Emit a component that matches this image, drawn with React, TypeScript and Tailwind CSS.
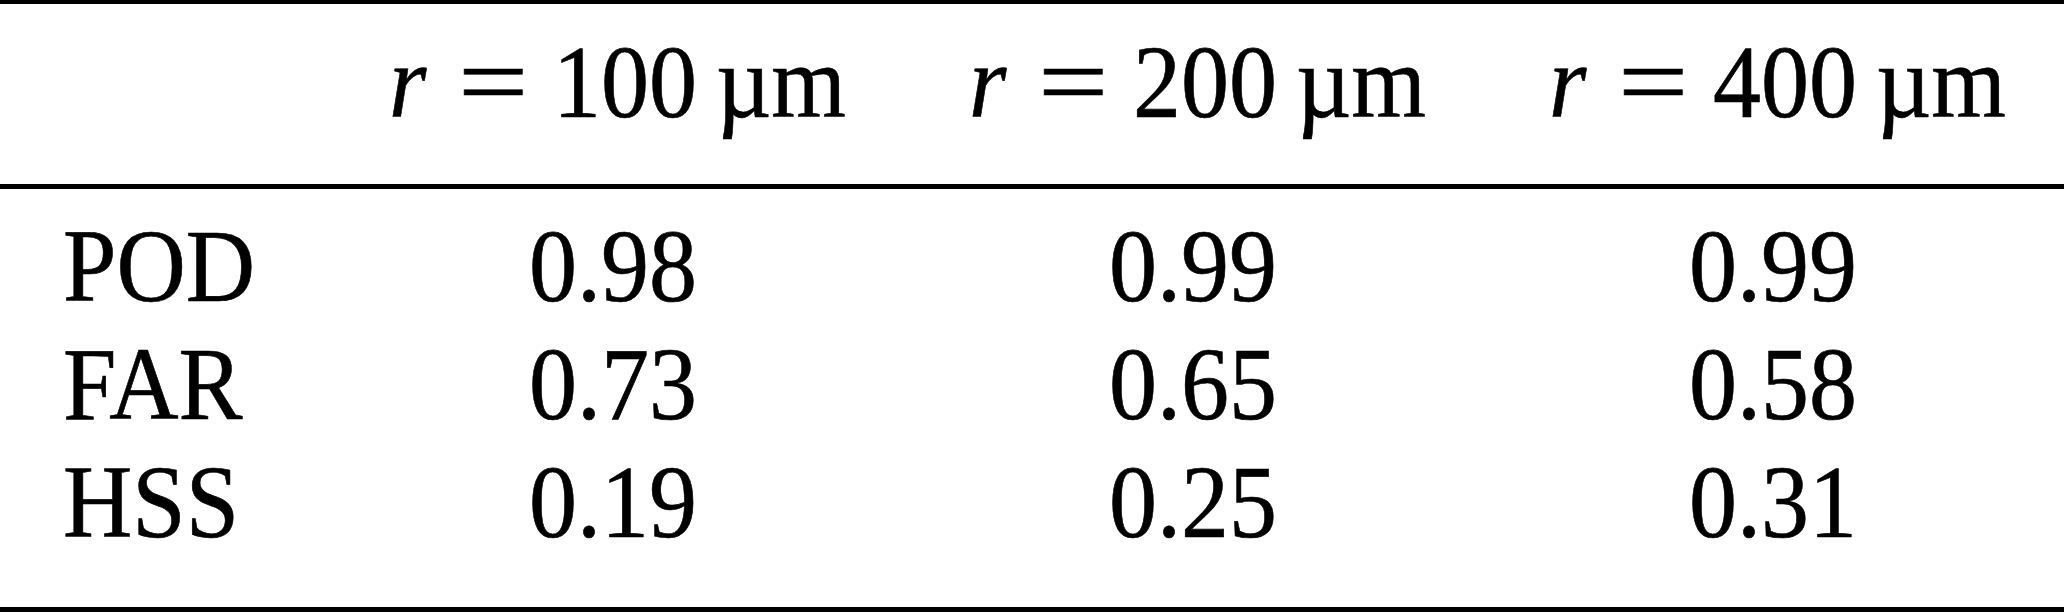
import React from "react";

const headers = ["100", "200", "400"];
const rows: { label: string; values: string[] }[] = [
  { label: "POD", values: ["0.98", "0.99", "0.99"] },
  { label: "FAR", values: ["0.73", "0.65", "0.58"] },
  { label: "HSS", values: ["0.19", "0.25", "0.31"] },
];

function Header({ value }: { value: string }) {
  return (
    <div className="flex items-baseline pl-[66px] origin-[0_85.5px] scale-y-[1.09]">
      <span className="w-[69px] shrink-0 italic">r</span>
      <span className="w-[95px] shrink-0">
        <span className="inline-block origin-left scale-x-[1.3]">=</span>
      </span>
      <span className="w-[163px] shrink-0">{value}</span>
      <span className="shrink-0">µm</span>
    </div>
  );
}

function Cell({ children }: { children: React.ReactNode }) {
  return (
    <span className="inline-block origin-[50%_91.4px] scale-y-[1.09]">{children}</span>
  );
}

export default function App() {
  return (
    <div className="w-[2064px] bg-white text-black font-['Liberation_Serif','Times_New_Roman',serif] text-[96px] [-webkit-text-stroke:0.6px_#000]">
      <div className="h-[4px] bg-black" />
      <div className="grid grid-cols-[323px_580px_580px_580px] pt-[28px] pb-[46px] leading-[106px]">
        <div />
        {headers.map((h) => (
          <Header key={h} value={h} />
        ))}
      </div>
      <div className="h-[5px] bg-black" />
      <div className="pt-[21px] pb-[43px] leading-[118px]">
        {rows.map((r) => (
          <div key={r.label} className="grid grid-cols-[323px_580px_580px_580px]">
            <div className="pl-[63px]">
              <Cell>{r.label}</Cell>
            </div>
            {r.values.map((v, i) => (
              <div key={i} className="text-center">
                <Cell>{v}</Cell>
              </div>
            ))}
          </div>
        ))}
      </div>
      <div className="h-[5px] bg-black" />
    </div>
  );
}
------
- _Task details_
Working from the material above, transcribe it exactly while omitting pictures.

- _The solution_
Emit a component that matches this image, drawn with React, TypeScript and Tailwind CSS.
import React from "react";

const headers = ["100", "200", "400"];
const rows: { label: string; values: string[] }[] = [
  { label: "POD", values: ["0.98", "0.99", "0.99"] },
  { label: "FAR", values: ["0.73", "0.65", "0.58"] },
  { label: "HSS", values: ["0.19", "0.25", "0.31"] },
];

function Header({ value }: { value: string }) {
  return (
    <div className="flex items-baseline pl-[66px] origin-[0_85.5px] scale-y-[1.09]">
      <span className="w-[69px] shrink-0 italic">r</span>
      <span className="w-[95px] shrink-0">
        <span className="inline-block origin-left scale-x-[1.3]">=</span>
      </span>
      <span className="w-[163px] shrink-0">{value}</span>
      <span className="shrink-0">µm</span>
    </div>
  );
}

function Cell({ children }: { children: React.ReactNode }) {
  return (
    <span className="inline-block origin-[50%_91.4px] scale-y-[1.09]">{children}</span>
  );
}

export default function App() {
  return (
    <div className="w-[2064px] bg-white text-black font-['Liberation_Serif','Times_New_Roman',serif] text-[96px] [-webkit-text-stroke:0.6px_#000]">
      <div className="h-[4px] bg-black" />
      <div className="grid grid-cols-[323px_580px_580px_580px] pt-[28px] pb-[46px] leading-[106px]">
        <div />
        {headers.map((h) => (
          <Header key={h} value={h} />
        ))}
      </div>
      <div className="h-[5px] bg-black" />
      <div className="pt-[21px] pb-[43px] leading-[118px]">
        {rows.map((r) => (
          <div key={r.label} className="grid grid-cols-[323px_580px_580px_580px]">
            <div className="pl-[63px]">
              <Cell>{r.label}</Cell>
            </div>
            {r.values.map((v, i) => (
              <div key={i} className="text-center">
                <Cell>{v}</Cell>
              </div>
            ))}
          </div>
        ))}
      </div>
      <div className="h-[5px] bg-black" />
    </div>
  );
}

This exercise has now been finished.